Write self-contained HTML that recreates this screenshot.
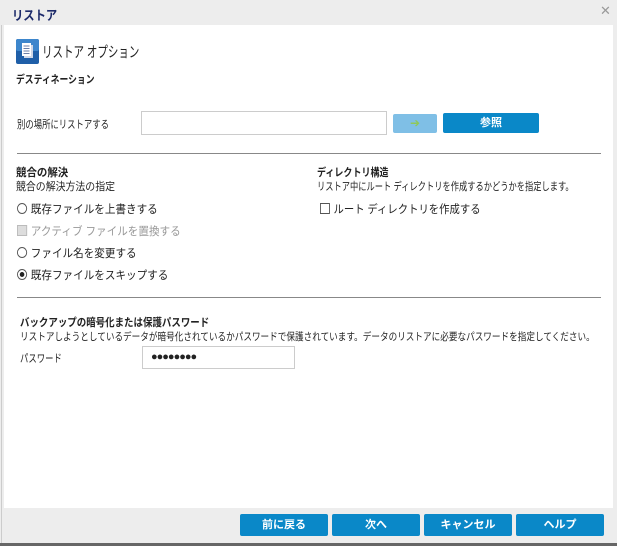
<!DOCTYPE html>
<html><head><meta charset="utf-8"><style>
*{margin:0;padding:0;box-sizing:border-box}
body{width:617px;height:546px;background:#ededed;font-family:"Liberation Sans","Noto Sans CJK JP",sans-serif;font-size:11px;color:#222;position:relative;overflow:hidden}
.a{position:absolute;white-space:nowrap;transform-origin:0 50%}
.b{font-weight:bold}
.main{position:absolute;left:4px;top:25px;width:609px;height:483px;background:#fff}
.btn{position:absolute;top:514px;height:22px;width:88px;background:#0a88c8;color:#fff;font-weight:bold;text-align:center;line-height:22px;font-size:11px;border-radius:2px}
.hr{position:absolute;left:17px;width:584px;height:1px;background:#888}
.radio{display:inline-block;width:11px;height:11px;border:1px solid #555;border-radius:50%;vertical-align:-1px;margin-right:4px;position:relative}
.chk{display:inline-block;width:11px;height:11px;border:1px solid #555;vertical-align:-1px;margin-right:4px}
</style></head><body>
<div class="a b" style="left:12px;top:5px;font-size:13px;color:#1c2a6a;transform:scaleX(.87)">リストア</div>
<div class="a" style="left:600px;top:3px;font-size:13px;color:#999">✕</div>
<div style="position:absolute;left:0;top:543px;width:617px;height:3px;background:#666"></div>
<div style="position:absolute;left:1px;top:25px;width:1px;height:518px;background:#ccc"></div>
<div class="main"></div>
<svg class="a" style="left:16px;top:39px" width="23" height="25"><rect x="0" y="0" width="23" height="25" rx="2" fill="#1f5fa8"/><rect x="0" y="0" width="23" height="12" rx="2" fill="#3d86cc"/><rect x="8" y="6" width="9" height="13" fill="#cfd8e8"/><rect x="6" y="4" width="9" height="13" fill="#fff"/><g stroke="#6b7fa8" stroke-width="1"><line x1="7.5" y1="7" x2="13.5" y2="7"/><line x1="7.5" y1="9.5" x2="13.5" y2="9.5"/><line x1="7.5" y1="12" x2="13.5" y2="12"/><line x1="7.5" y1="14.5" x2="13.5" y2="14.5"/></g></svg>
<div class="a" style="left:42px;top:41px;font-size:15px;transform:scaleX(.7)">リストア オプション</div>
<div class="a b" style="left:16px;top:71px;transform:scaleX(.8)">デスティネーション</div>
<div class="a" style="left:17px;top:116px;transform:scaleX(.76)">別の場所にリストアする</div>
<div class="a" style="left:141px;top:111px;width:246px;height:24px;border:1px solid #ccc"></div>
<div class="a" style="left:393px;top:114px;width:44px;height:19px;background:#7fbfe6;border-radius:2px;color:#8fc85a;text-align:center;line-height:19px;font-size:12px">➔</div>
<div class="a b" style="left:443px;top:113px;width:96px;height:20px;background:#0a88c8;border-radius:2px;color:#fff;text-align:center;line-height:20px">参照</div>
<div class="hr" style="top:153px"></div>
<div class="a b" style="left:16px;top:164px;transform:scaleX(.95)">競合の解決</div>
<div class="a" style="left:16px;top:178px;transform:scaleX(.9)">競合の解決方法の指定</div>
<div class="a" style="left:17px;top:201px;font-size:11.5px;transform:scaleX(.92)"><span class="radio"></span>既存ファイルを上書きする</div>
<div class="a" style="left:17px;top:223px;font-size:11.5px;color:#999;transform:scaleX(.92)"><span class="chk" style="border-color:#bbb;background:#ddd"></span>アクティブ ファイルを置換する</div>
<div class="a" style="left:17px;top:245px;font-size:11.5px;transform:scaleX(.92)"><span class="radio"></span>ファイル名を変更する</div>
<div class="a" style="left:17px;top:267px;font-size:11.5px;transform:scaleX(.92)"><span class="radio"><span style="position:absolute;left:2px;top:2px;width:5px;height:5px;border-radius:50%;background:#222"></span></span>既存ファイルをスキップする</div>
<div class="a b" style="left:317px;top:164px;transform:scaleX(.82)">ディレクトリ構造</div>
<div class="a" style="left:317px;top:178px;transform:scaleX(.75)">リストア中にルート ディレクトリを作成するかどうかを指定します。</div>
<div class="a" style="left:320px;top:201px;font-size:11.5px;transform:scaleX(.9)"><span class="chk"></span>ルート ディレクトリを作成する</div>
<div class="hr" style="top:297px"></div>
<div class="a b" style="left:20px;top:314px;transform:scaleX(.86)">バックアップの暗号化または保護パスワード</div>
<div class="a" style="left:20px;top:329px;font-size:10.5px;transform:scaleX(.82)">リストアしようとしているデータが暗号化されているかパスワードで保護されています。データのリストアに必要なパスワードを指定してください。</div>
<div class="a" style="left:20px;top:350px;transform:scaleX(.76)">パスワード</div>
<div class="a" style="left:142px;top:346px;width:153px;height:23px;border:1px solid #ccc;padding-left:8px;line-height:21px;font-size:11px;letter-spacing:-1px">●●●●●●●●</div>
<div class="btn" style="left:240px">前に戻る</div>
<div class="btn" style="left:332px">次へ</div>
<div class="btn" style="left:424px">キャンセル</div>
<div class="btn" style="left:516px">ヘルプ</div>
</body></html>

▶ **Written request**
Reproduce the material word for word, minus the images.

▶ **Response to this task**
Write self-contained HTML that recreates this screenshot.
<!DOCTYPE html>
<html><head><meta charset="utf-8"><style>
*{margin:0;padding:0;box-sizing:border-box}
body{width:617px;height:546px;background:#ededed;font-family:"Liberation Sans","Noto Sans CJK JP",sans-serif;font-size:11px;color:#222;position:relative;overflow:hidden}
.a{position:absolute;white-space:nowrap;transform-origin:0 50%}
.b{font-weight:bold}
.main{position:absolute;left:4px;top:25px;width:609px;height:483px;background:#fff}
.btn{position:absolute;top:514px;height:22px;width:88px;background:#0a88c8;color:#fff;font-weight:bold;text-align:center;line-height:22px;font-size:11px;border-radius:2px}
.hr{position:absolute;left:17px;width:584px;height:1px;background:#888}
.radio{display:inline-block;width:11px;height:11px;border:1px solid #555;border-radius:50%;vertical-align:-1px;margin-right:4px;position:relative}
.chk{display:inline-block;width:11px;height:11px;border:1px solid #555;vertical-align:-1px;margin-right:4px}
</style></head><body>
<div class="a b" style="left:12px;top:5px;font-size:13px;color:#1c2a6a;transform:scaleX(.87)">リストア</div>
<div class="a" style="left:600px;top:3px;font-size:13px;color:#999">✕</div>
<div style="position:absolute;left:0;top:543px;width:617px;height:3px;background:#666"></div>
<div style="position:absolute;left:1px;top:25px;width:1px;height:518px;background:#ccc"></div>
<div class="main"></div>
<svg class="a" style="left:16px;top:39px" width="23" height="25"><rect x="0" y="0" width="23" height="25" rx="2" fill="#1f5fa8"/><rect x="0" y="0" width="23" height="12" rx="2" fill="#3d86cc"/><rect x="8" y="6" width="9" height="13" fill="#cfd8e8"/><rect x="6" y="4" width="9" height="13" fill="#fff"/><g stroke="#6b7fa8" stroke-width="1"><line x1="7.5" y1="7" x2="13.5" y2="7"/><line x1="7.5" y1="9.5" x2="13.5" y2="9.5"/><line x1="7.5" y1="12" x2="13.5" y2="12"/><line x1="7.5" y1="14.5" x2="13.5" y2="14.5"/></g></svg>
<div class="a" style="left:42px;top:41px;font-size:15px;transform:scaleX(.7)">リストア オプション</div>
<div class="a b" style="left:16px;top:71px;transform:scaleX(.8)">デスティネーション</div>
<div class="a" style="left:17px;top:116px;transform:scaleX(.76)">別の場所にリストアする</div>
<div class="a" style="left:141px;top:111px;width:246px;height:24px;border:1px solid #ccc"></div>
<div class="a" style="left:393px;top:114px;width:44px;height:19px;background:#7fbfe6;border-radius:2px;color:#8fc85a;text-align:center;line-height:19px;font-size:12px">➔</div>
<div class="a b" style="left:443px;top:113px;width:96px;height:20px;background:#0a88c8;border-radius:2px;color:#fff;text-align:center;line-height:20px">参照</div>
<div class="hr" style="top:153px"></div>
<div class="a b" style="left:16px;top:164px;transform:scaleX(.95)">競合の解決</div>
<div class="a" style="left:16px;top:178px;transform:scaleX(.9)">競合の解決方法の指定</div>
<div class="a" style="left:17px;top:201px;font-size:11.5px;transform:scaleX(.92)"><span class="radio"></span>既存ファイルを上書きする</div>
<div class="a" style="left:17px;top:223px;font-size:11.5px;color:#999;transform:scaleX(.92)"><span class="chk" style="border-color:#bbb;background:#ddd"></span>アクティブ ファイルを置換する</div>
<div class="a" style="left:17px;top:245px;font-size:11.5px;transform:scaleX(.92)"><span class="radio"></span>ファイル名を変更する</div>
<div class="a" style="left:17px;top:267px;font-size:11.5px;transform:scaleX(.92)"><span class="radio"><span style="position:absolute;left:2px;top:2px;width:5px;height:5px;border-radius:50%;background:#222"></span></span>既存ファイルをスキップする</div>
<div class="a b" style="left:317px;top:164px;transform:scaleX(.82)">ディレクトリ構造</div>
<div class="a" style="left:317px;top:178px;transform:scaleX(.75)">リストア中にルート ディレクトリを作成するかどうかを指定します。</div>
<div class="a" style="left:320px;top:201px;font-size:11.5px;transform:scaleX(.9)"><span class="chk"></span>ルート ディレクトリを作成する</div>
<div class="hr" style="top:297px"></div>
<div class="a b" style="left:20px;top:314px;transform:scaleX(.86)">バックアップの暗号化または保護パスワード</div>
<div class="a" style="left:20px;top:329px;font-size:10.5px;transform:scaleX(.82)">リストアしようとしているデータが暗号化されているかパスワードで保護されています。データのリストアに必要なパスワードを指定してください。</div>
<div class="a" style="left:20px;top:350px;transform:scaleX(.76)">パスワード</div>
<div class="a" style="left:142px;top:346px;width:153px;height:23px;border:1px solid #ccc;padding-left:8px;line-height:21px;font-size:11px;letter-spacing:-1px">●●●●●●●●</div>
<div class="btn" style="left:240px">前に戻る</div>
<div class="btn" style="left:332px">次へ</div>
<div class="btn" style="left:424px">キャンセル</div>
<div class="btn" style="left:516px">ヘルプ</div>
</body></html>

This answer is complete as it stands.